The Tech Institute is also beginning to build capacity to help member unions sharpen negotiations over the adoption of technologies in the workplace and ultimately have the ability to provide real-time guidance for unions during negotiations. Most bargaining has been over the effects of technologies (the impacts on job security or benefits) but not bargaining over the adoption of worker-assistive (not replacement) technologies—what technology, the manner it is implemented, how it is used, and who has control over the data.

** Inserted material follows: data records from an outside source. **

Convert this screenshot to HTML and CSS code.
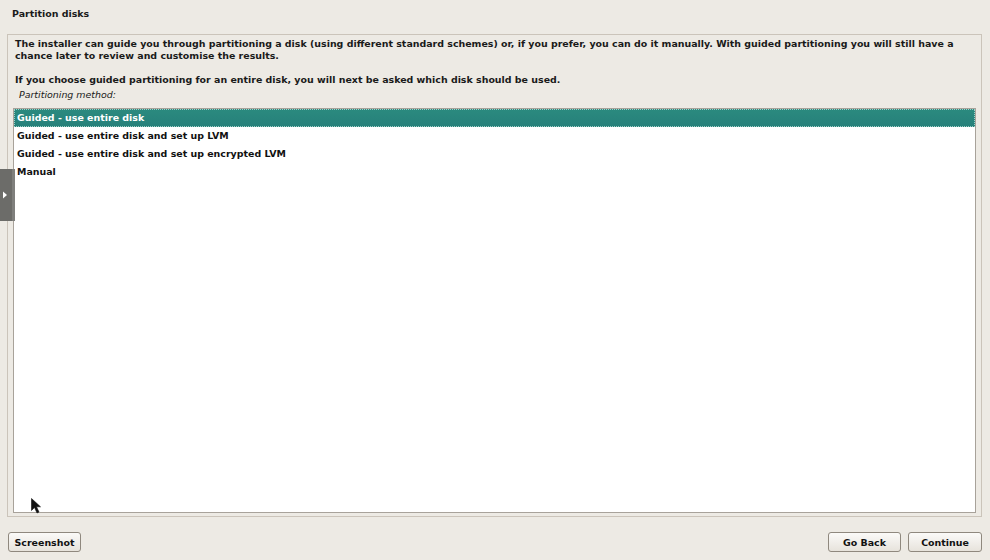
FILE: index.html
```html
<!DOCTYPE html>
<html>
<head>
<meta charset="utf-8">
<link rel="stylesheet" href="styles.css">
</head>
<body>
<div class="page">
  <div class="title">Partition disks</div>
  <div class="panel">
    <p class="desc">The installer can guide you through partitioning a disk (using different standard schemes) or, if you prefer, you can do it manually. With guided partitioning you will still have a chance later to review and customise the results.</p>
    <p class="desc">If you choose guided partitioning for an entire disk, you will next be asked which disk should be used.</p>
    <div class="label">Partitioning method:</div>
    <div class="listbox">
      <div class="row selected">Guided - use entire disk</div>
      <div class="row">Guided - use entire disk and set up LVM</div>
      <div class="row">Guided - use entire disk and set up encrypted LVM</div>
      <div class="row">Manual</div>
    </div>
  </div>
  <div class="buttons">
    <button class="btn">Screenshot</button>
    <div class="spacer"></div>
    <button class="btn">Go Back</button>
    <button class="btn">Continue</button>
  </div>
</div>
<div class="sidetab"><svg width="6" height="8" viewBox="0 0 6 8"><path d="M1 0.5 L5 4 L1 7.5 Z" fill="#ffffff"/></svg></div>
<svg class="cursor" width="12" height="18" viewBox="0 0 12 18"><path d="M0.5 0.5 L0.5 12.5 L3.5 9.5 L6 15 L8 14 L5.5 8.8 L9.5 8.8 Z" fill="#111" stroke="#111" stroke-width="0.6"/></svg>
</body>
</html>
```

FILE: styles.css
```css
html, body {
  margin: 0;
  padding: 0;
}
body {
  background: #edeae4;
  font-family: "DejaVu Sans", "Liberation Sans", sans-serif;
  font-weight: bold;
  font-size: 9.45px;
  color: #1a1a1a;
  width: 990px;
  height: 560px;
  overflow: hidden;
  position: relative;
}
.page {
  display: flex;
  flex-direction: column;
  height: 560px;
}
.title {
  padding: 8px 0 0 12px;
  height: 34px;
  box-sizing: border-box;
  line-height: 12px;
}
.panel {
  margin: 0 8px 0 7px;
  border: 1px solid #cbc4ba;
  height: 483px;
  box-sizing: border-box;
  padding: 3px 5px 3px 5px;
  display: flex;
  flex-direction: column;
}
.desc {
  margin: 0 0 12px 2px;
  line-height: 12px;
}
.desc + .desc {
  margin-bottom: 3px;
}
.label {
  font-weight: normal;
  font-style: italic;
  margin-left: 6px;
  line-height: 12px;
  margin-bottom: 7px;
}
.listbox {
  flex: 1;
  background: #ffffff;
  border: 1px solid #a8a29a;
  padding: 0;
}
.row {
  height: 18px;
  line-height: 18px;
  padding-left: 3px;
  color: #111;
}
.row.selected {
  background: linear-gradient(#2b8a7f, #26807a);
  color: #ffffff;
  outline: 1px dotted #9fd0c8;
  outline-offset: -1px;
}
.buttons {
  display: flex;
  align-items: center;
  padding: 15px 8px 0 8px;
  gap: 7px;
}
.spacer {
  flex: 1;
}
.btn {
  font-family: "DejaVu Sans", "Liberation Sans", sans-serif;
  font-weight: bold;
  font-size: 9.45px;
  color: #111;
  width: 73px;
  height: 20px;
  border: 1px solid #8f887e;
  border-radius: 3px;
  background: linear-gradient(#fbfaf8, #e7e3dc);
  padding: 0;
  margin: 0;
}
.btn:last-child {
  width: 74px;
}
.sidetab {
  position: absolute;
  left: 0;
  top: 169px;
  width: 15px;
  height: 52px;
  background: linear-gradient(to right, #6c6c69 0, #6c6c69 12px, #7f7f7c 12px);
  display: flex;
  align-items: center;
  padding-left: 2px;
  box-sizing: border-box;
}
.cursor {
  position: absolute;
  left: 31px;
  top: 498px;
}
```
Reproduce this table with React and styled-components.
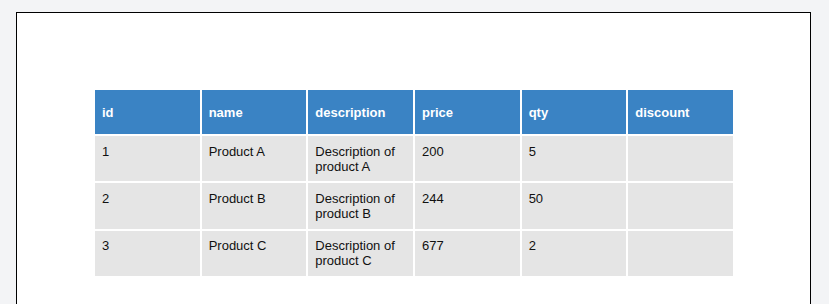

Some strategies have already begun. In 2018 and 2019, UNITE HERE secured agreements with hotel, casino, and food service employers that require advanced notification and negotiation over the implementation of new technologies.69 The Las Vegas–based UNITE HERE affiliated Culinary Union secretary-treasurer Geoconda Argüello-Kline stated that the Las Vegas version of the agreements included “innovative automation and technology language, which set clear goals for worker retention, job training, advance notice of implementation, and severance package based on years of service if workers are laid off.”70 These are thought to be some of the first contract agreements that cover technologies such as algorithmic management and workplace software and provide a starting point for the future of collective bargaining over the adoption of new technologies in the workplace.